▶ _Written exercise_:
Extract the full listing verbatim and drop any pictures from your copy.

▶ _Data block_:
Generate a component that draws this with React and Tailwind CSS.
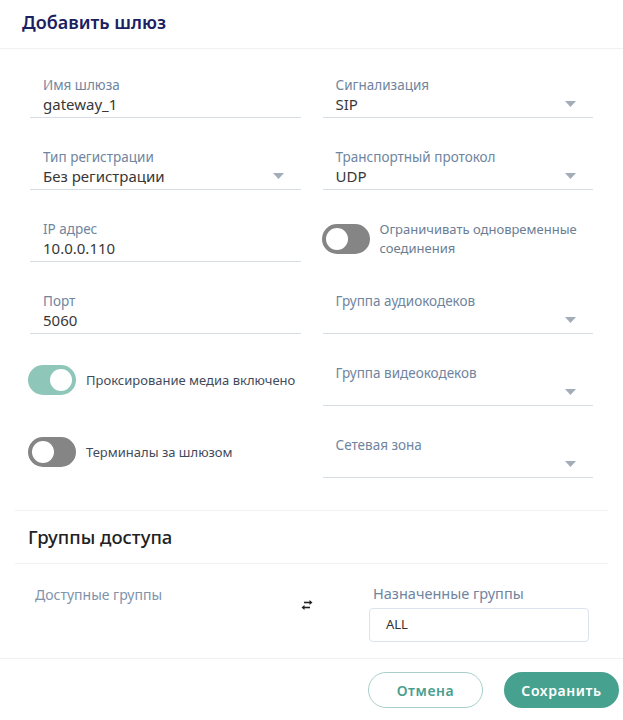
import React from "react";

const Caret = () => (
  <svg width="11" height="6" viewBox="0 0 11 6" className="shrink-0">
    <path d="M0 0h11L5.5 6z" fill="#a3adba" />
  </svg>
);

function Field({ label, value, select }) {
  return (
    <div className="flex flex-col h-[42px] pl-[13px] pr-[17px] pb-[3px] border-b border-[#d8dee6]">
      <span className="text-[13.5px] leading-[18px] text-[#6f85a0]">{label}</span>
      <div className="flex items-center justify-between h-[20px]">
        <span className="text-[15px] leading-[20px] text-[#383838]">{value}</span>
        {select && <Caret />}
      </div>
    </div>
  );
}

function Toggle({ on, children, muted }) {
  return (
    <div className="flex items-center gap-[10px]">
      <div
        className={`relative w-[48px] h-[30px] rounded-full shrink-0 ${
          on ? "bg-[#8ec6ba]" : "bg-[#858585]"
        }`}
      >
        <span
          className={`absolute top-[4px] w-[22px] h-[22px] rounded-full bg-white ${
            on ? "right-[4px]" : "left-[4px]"
          }`}
        />
      </div>
      <span
        className={`text-[13px] leading-[19px] whitespace-nowrap ${
          muted ? "text-[#6a7d94]" : "text-[#3f4b5c]"
        }`}
      >
        {children}
      </span>
    </div>
  );
}

const SwapIcon = () => (
  <svg width="14" height="12" viewBox="0 0 14 12">
    <path d="M4 3.5h7" stroke="#222" strokeWidth="1.6" />
    <path d="M9.5 1v5l3-2.5z" fill="#222" />
    <path d="M10 8.5H3" stroke="#222" strokeWidth="1.6" />
    <path d="M4.5 6v5l-3-2.5z" fill="#222" />
  </svg>
);

export default function App() {
  return (
    <div className="w-[623px] h-[720px] bg-white font-['Noto_Sans',sans-serif] flex flex-col">
      {/* Header */}
      <div className="h-[49px] border-b border-[#eff1f3] px-[22px] flex items-center pb-[4px]">
        <h1 className="text-[18px] font-semibold text-[#1b2160]">Добавить шлюз</h1>
      </div>

      {/* Gateway form */}
      <div className="grid grid-cols-2 gap-x-[22px] gap-y-[30px] px-[30px] pt-[27px]">
        <Field label="Имя шлюза" value="gateway_1" />
        <Field label="Сигнализация" value="SIP" select />

        <Field label="Тип регистрации" value="Без регистрации" select />
        <Field label="Транспортный протокол" value="UDP" select />

        <Field label="IP адрес" value="10.0.0.110" />
        <div className="h-[42px] flex items-center -ml-[1px] pb-[5px]">
          <Toggle muted>
            Ограничивать одновременные
            <br />
            соединения
          </Toggle>
        </div>

        <Field label="Порт" value="5060" />
        <Field label="Группа аудиокодеков" value="" select />

        <div className="h-[42px] pt-[1px] -ml-[2px]">
          <Toggle on>Проксирование медиа включено</Toggle>
        </div>
        <Field label="Группа видеокодеков" value="" select />

        <div className="h-[42px] pt-[1px] -ml-[2px]">
          <Toggle>Терминалы за шлюзом</Toggle>
        </div>
        <Field label="Сетевая зона" value="" select />
      </div>

      {/* Access groups */}
      <div className="mx-[15px] mt-[32px] border-t border-[#eff1f3]">
        <div className="h-[53px] flex items-center px-[13px] border-b border-[#eff1f3]">
          <h2 className="text-[18.5px] font-medium text-[#222]">Группы доступа</h2>
        </div>
        <div className="flex pt-[20px] h-[94px]">
          <div className="w-[270px] pl-[20px] text-[14px] text-[#7f93ab]">Доступные группы</div>
          <div className="w-[84px] pt-[15px] pl-[15px]">
            <SwapIcon />
          </div>
          <div className="flex flex-col">
            <span className="pl-[4px] text-[14.5px] leading-[18px] text-[#6f85a0]">Назначенные группы</span>
            <div className="mt-[6px] w-[220px] h-[34px] border border-[#dbe4ee] rounded-[4px] flex items-center px-[16px] text-[13px] text-[#333]">
              ALL
            </div>
          </div>
        </div>
      </div>

      {/* Footer actions */}
      <div className="border-t border-[#eff1f3] flex justify-end gap-[21px] px-[4px] pt-[13px]">
        <button className="w-[115px] h-[36px] rounded-full border border-[#a8cfca] text-[#4a9e8e] text-[14px] font-semibold tracking-[0.6px]">
          Отмена
        </button>
        <button className="w-[115px] h-[36px] rounded-full bg-[#46a28f] text-white text-[14px] font-semibold tracking-[0.6px]">
          Сохранить
        </button>
      </div>
    </div>
  );
}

▶ _Solution for this problem_:
Generate a component that draws this with React and Tailwind CSS.
import React from "react";

const Caret = () => (
  <svg width="11" height="6" viewBox="0 0 11 6" className="shrink-0">
    <path d="M0 0h11L5.5 6z" fill="#a3adba" />
  </svg>
);

function Field({ label, value, select }) {
  return (
    <div className="flex flex-col h-[42px] pl-[13px] pr-[17px] pb-[3px] border-b border-[#d8dee6]">
      <span className="text-[13.5px] leading-[18px] text-[#6f85a0]">{label}</span>
      <div className="flex items-center justify-between h-[20px]">
        <span className="text-[15px] leading-[20px] text-[#383838]">{value}</span>
        {select && <Caret />}
      </div>
    </div>
  );
}

function Toggle({ on, children, muted }) {
  return (
    <div className="flex items-center gap-[10px]">
      <div
        className={`relative w-[48px] h-[30px] rounded-full shrink-0 ${
          on ? "bg-[#8ec6ba]" : "bg-[#858585]"
        }`}
      >
        <span
          className={`absolute top-[4px] w-[22px] h-[22px] rounded-full bg-white ${
            on ? "right-[4px]" : "left-[4px]"
          }`}
        />
      </div>
      <span
        className={`text-[13px] leading-[19px] whitespace-nowrap ${
          muted ? "text-[#6a7d94]" : "text-[#3f4b5c]"
        }`}
      >
        {children}
      </span>
    </div>
  );
}

const SwapIcon = () => (
  <svg width="14" height="12" viewBox="0 0 14 12">
    <path d="M4 3.5h7" stroke="#222" strokeWidth="1.6" />
    <path d="M9.5 1v5l3-2.5z" fill="#222" />
    <path d="M10 8.5H3" stroke="#222" strokeWidth="1.6" />
    <path d="M4.5 6v5l-3-2.5z" fill="#222" />
  </svg>
);

export default function App() {
  return (
    <div className="w-[623px] h-[720px] bg-white font-['Noto_Sans',sans-serif] flex flex-col">
      {/* Header */}
      <div className="h-[49px] border-b border-[#eff1f3] px-[22px] flex items-center pb-[4px]">
        <h1 className="text-[18px] font-semibold text-[#1b2160]">Добавить шлюз</h1>
      </div>

      {/* Gateway form */}
      <div className="grid grid-cols-2 gap-x-[22px] gap-y-[30px] px-[30px] pt-[27px]">
        <Field label="Имя шлюза" value="gateway_1" />
        <Field label="Сигнализация" value="SIP" select />

        <Field label="Тип регистрации" value="Без регистрации" select />
        <Field label="Транспортный протокол" value="UDP" select />

        <Field label="IP адрес" value="10.0.0.110" />
        <div className="h-[42px] flex items-center -ml-[1px] pb-[5px]">
          <Toggle muted>
            Ограничивать одновременные
            <br />
            соединения
          </Toggle>
        </div>

        <Field label="Порт" value="5060" />
        <Field label="Группа аудиокодеков" value="" select />

        <div className="h-[42px] pt-[1px] -ml-[2px]">
          <Toggle on>Проксирование медиа включено</Toggle>
        </div>
        <Field label="Группа видеокодеков" value="" select />

        <div className="h-[42px] pt-[1px] -ml-[2px]">
          <Toggle>Терминалы за шлюзом</Toggle>
        </div>
        <Field label="Сетевая зона" value="" select />
      </div>

      {/* Access groups */}
      <div className="mx-[15px] mt-[32px] border-t border-[#eff1f3]">
        <div className="h-[53px] flex items-center px-[13px] border-b border-[#eff1f3]">
          <h2 className="text-[18.5px] font-medium text-[#222]">Группы доступа</h2>
        </div>
        <div className="flex pt-[20px] h-[94px]">
          <div className="w-[270px] pl-[20px] text-[14px] text-[#7f93ab]">Доступные группы</div>
          <div className="w-[84px] pt-[15px] pl-[15px]">
            <SwapIcon />
          </div>
          <div className="flex flex-col">
            <span className="pl-[4px] text-[14.5px] leading-[18px] text-[#6f85a0]">Назначенные группы</span>
            <div className="mt-[6px] w-[220px] h-[34px] border border-[#dbe4ee] rounded-[4px] flex items-center px-[16px] text-[13px] text-[#333]">
              ALL
            </div>
          </div>
        </div>
      </div>

      {/* Footer actions */}
      <div className="border-t border-[#eff1f3] flex justify-end gap-[21px] px-[4px] pt-[13px]">
        <button className="w-[115px] h-[36px] rounded-full border border-[#a8cfca] text-[#4a9e8e] text-[14px] font-semibold tracking-[0.6px]">
          Отмена
        </button>
        <button className="w-[115px] h-[36px] rounded-full bg-[#46a28f] text-white text-[14px] font-semibold tracking-[0.6px]">
          Сохранить
        </button>
      </div>
    </div>
  );
}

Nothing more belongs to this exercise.